I don't understand this sentence.
In dependently typed programming languages like agda and Idris typechecking is decidable. You are wrong here.
Let me clarify my position: In theory yes, you're right, it is decidable. In practice Agda and Coq force you to prove pretty much everything about your program using expensive annotations, in order to satisfy the typechecker. It's like pulling teeth. The type checker must be taught that your program terminates, and it must be taught that you maintain even the most simple of invariants.
There's a reason dependent types haven't caught on in industry, and even the "fancy" types that are cited by proponents as being used in practice (like ML's Hindley-Milner type system) are MUCH simpler than full blown dependent type systems. Because the burden is shifted to the programmer, and that makes it super unusable.
I'm not a dependent types hater. (I have dependent type friends :) ). But the best way to get a usable type system is to restrict it's expressivity to make automation easier, and the annotation burden much smaller. Sure, we're giving up something there.
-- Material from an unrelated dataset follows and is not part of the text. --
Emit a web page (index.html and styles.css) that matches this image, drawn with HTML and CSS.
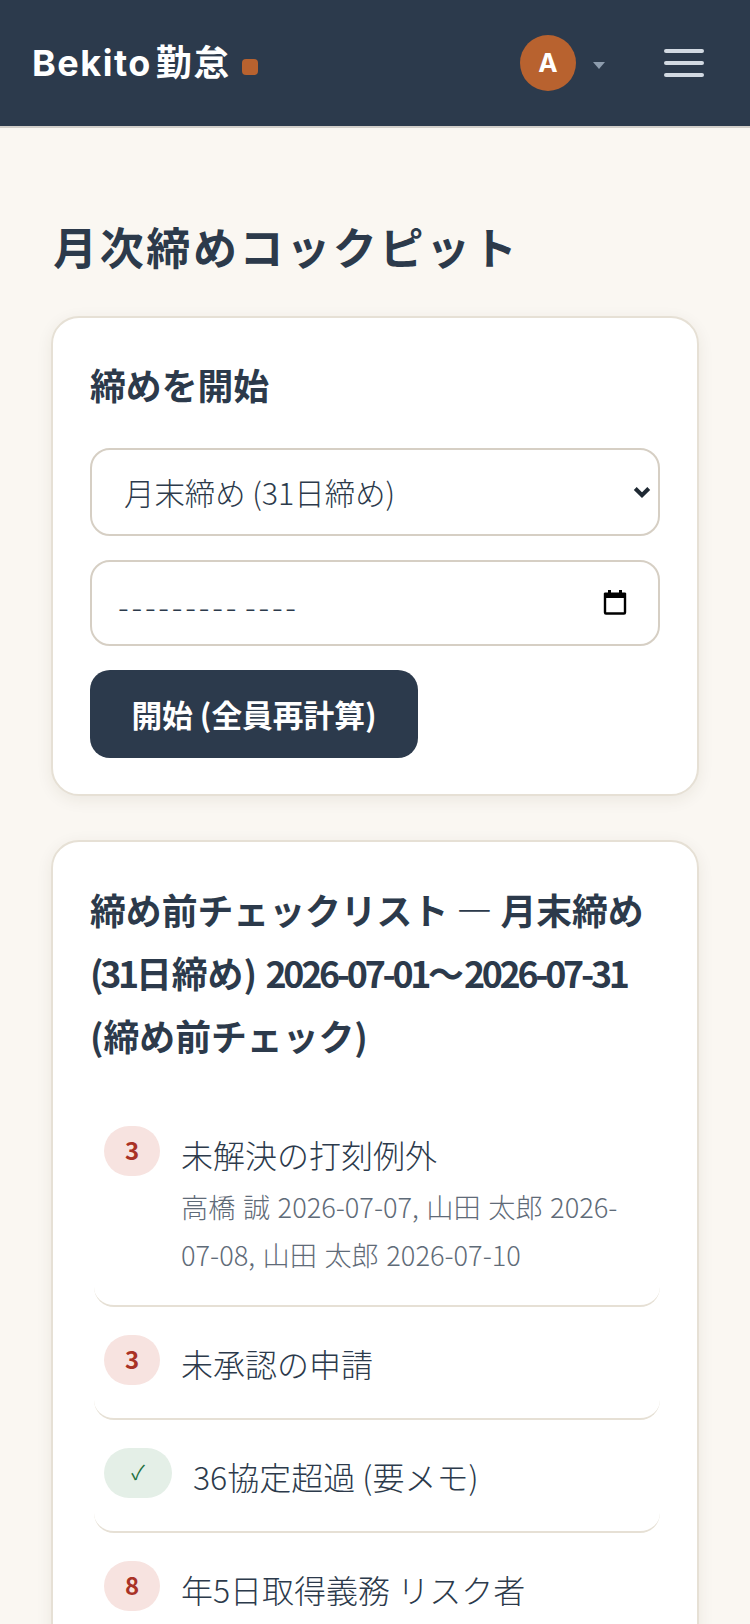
FILE: index.html
```html
<!DOCTYPE html>
<html lang="ja">
<head>
<meta charset="utf-8">
<title>月次締めコックピット</title>
<link rel="stylesheet" href="styles.css">
</head>
<body>
<header class="topbar">
  <div class="brand"><span>Bekito 勤怠</span><span class="brand-dot"></span></div>
  <div class="top-actions">
    <div class="user"><span class="avatar">A</span><span class="caret"></span></div>
    <button class="burger" aria-label="menu"><span></span><span></span><span></span></button>
  </div>
</header>
<main class="page">
  <h1 class="title">月次締めコックピット</h1>
  <section class="card">
    <h2 class="card-title">締めを開始</h2>
    <form class="form">
      <div class="field">
        <select class="control select"><option>月末締め (31日締め)</option></select>
        <svg class="chevron" viewBox="0 0 20 14"><path d="M2.500 2.500 10 10l7.500-7.500" fill="none" stroke="#1f2933" stroke-width="4.500"/></svg>
      </div>
      <div class="field">
        <input class="control date" type="text" value="--------- ----" aria-label="date">
        <svg class="cal" viewBox="0 0 24 26"><path d="M2 5.500h20v18a1 1 0 0 1-1 1H3a1 1 0 0 1-1-1z" fill="none" stroke="#000" stroke-width="2.400"/><path d="M1 4.500a1 1 0 0 1 1-1h3V1h3v2.500h8V1h3v2.500h3a1 1 0 0 1 1 1V9H1z" fill="#000"/></svg>
      </div>
      <button class="primary" type="button">開始 (全員再計算)</button>
    </form>
  </section>
  <section class="card">
    <h2 class="card-title long">締め前チェックリスト — 月末締め <span class="num">(31</span>日締め<span class="num">) 2026-07-01</span>〜<span class="num">2026-07-31</span> (締め前チェック)</h2>
    <ul class="checks">
      <li class="check"><span class="badge bad">3</span><div class="check-body"><div>未解決の打刻例外</div><div class="sub">高橋 誠 2026-07-07, 山田 太郎 2026-07-08, 山田 太郎 2026-07-10</div></div></li>
      <li class="check"><span class="badge bad">3</span><div class="check-body"><div>未承認の申請</div></div></li>
      <li class="check"><span class="badge ok">✓</span><div class="check-body"><div>36協定超過 (要メモ)</div></div></li>
      <li class="check"><span class="badge bad">8</span><div class="check-body"><div>年5日取得義務 リスク者</div></div></li>
    </ul>
  </section>
</main>
</body>
</html>
```
FILE: styles.css
```css
* { box-sizing: border-box; }
html, body { margin: 0; height: 1624px; overflow: hidden; }
body {
  background: #faf7f2;
  color: #2c3a4b;
  font-family: "Noto Sans CJK JP", sans-serif;
  font-weight: 300;
  font-size: 32px;
  line-height: 1.75;
}
.topbar {
  height: 128px;
  background: #2c3a4c;
  border-bottom: 2px solid #d2cfca;
  padding: 0 46px 0 32px;
  display: flex;
  align-items: center;
  justify-content: space-between;
}
.brand { display: flex; align-items: center; gap: 11px; color: #fff; font-family: Inter, "Noto Sans CJK JP", sans-serif; font-size: 36px; font-weight: 700; letter-spacing: 1.500px; word-spacing: -6px; }
.brand-dot { width: 16px; height: 16px; border-radius: 4px; background: #b8622f; margin-top: 8px; }
.top-actions { display: flex; align-items: center; gap: 59px; }
.user { display: flex; align-items: center; gap: 17px; }
.avatar { width: 56px; height: 56px; border-radius: 50%; background: #b8622f; color: #fff; font-family: Inter, sans-serif; font-size: 26px; font-weight: 700; display: flex; align-items: center; justify-content: center; }
.caret { width: 0; height: 0; border: 6px solid transparent; border-top: 7px solid #8d9cad; border-bottom: 0; margin-top: 4px; }
.burger { width: 40px; height: 28px; padding: 0; border: 0; background: none; display: flex; flex-direction: column; justify-content: space-between; }
.burger span { display: block; height: 4px; border-radius: 2px; background: #d2d9e2; }
.page { padding: 80px 51px 0; }
.title { margin: 0 0 31px 2px; font-size: 44px; font-weight: 700; letter-spacing: 2.640px; line-height: 1.75; }
.card {
  background: #fff;
  border: 2px solid #e6e0d5;
  border-radius: 28px;
  box-shadow: 0 4px 16px rgba(60, 50, 30, .08);
  padding: 35px 37px 36px;
  margin-bottom: 44px;
}
.card-title { margin: 0 0 32px; font-size: 35.840px; font-weight: 700; line-height: 1.75; }
.card-title.long { line-height: 63px; margin: 1px 0 31px; }
.num { letter-spacing: -3.300px; word-spacing: 7px; }
.form { display: flex; flex-direction: column; gap: 24px; align-items: flex-start; }
.field { position: relative; width: 100%; }
.control {
  display: block;
  width: 100%;
  height: 88px;
  background: #fff;
  border: 2px solid #d6cfc4;
  border-radius: 20px;
  color: #2c3a4b;
  font: inherit;
  padding: 2px 32px 0;
  appearance: none;
  outline: 0;
}
.select { font-size: 30.400px; }
.date { height: 86px; padding: 5px 26px 0; letter-spacing: 2.800px; word-spacing: -4px; }
.chevron { position: absolute; right: 9px; top: 38px; width: 18px; height: 13px; }
.cal { position: absolute; right: 33px; top: 29px; width: 24px; height: 26px; }
.primary {
  width: 328px;
  height: 88px;
  background: #2c3a4c;
  border: 0;
  border-radius: 20px;
  color: #fff;
  font: inherit;
  font-size: 30.720px;
  font-weight: 700;
  padding: 0;
}
.checks { list-style: none; margin: 0; padding: 0; }
.check {
  display: flex;
  align-items: flex-start;
  gap: 21px;
  margin-left: 4px;
  padding: 28px 14px 27px 10px;
  border-bottom: 2px solid #e6e0d5;
  border-radius: 20px;
}
.badge { flex: none; width: 56px; height: 50px; border-radius: 25px; font-size: 24px; font-weight: 700; line-height: 48px; text-align: center; }
.bad { background: #f7e3e0; color: #a93226; }
.ok { width: 68px; background: #e4efe7; color: #23703f; font-size: 20px; font-weight: 400; }
.sub { color: #5f6b78; font-size: 27.200px; line-height: 48px; word-spacing: 1.500px; }
```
But it's better than having a system that can prove any theorem in the Calculus of Constructions, but used by about thirty people.
A loose reading (probably overly loose, but possibly what was intended rather than what was expressed) would permit something closer to "Dependent types, in full generality, are undecidable to type check." which I believe to be the case, where actual implementations are more constrained (though decreasingly so!).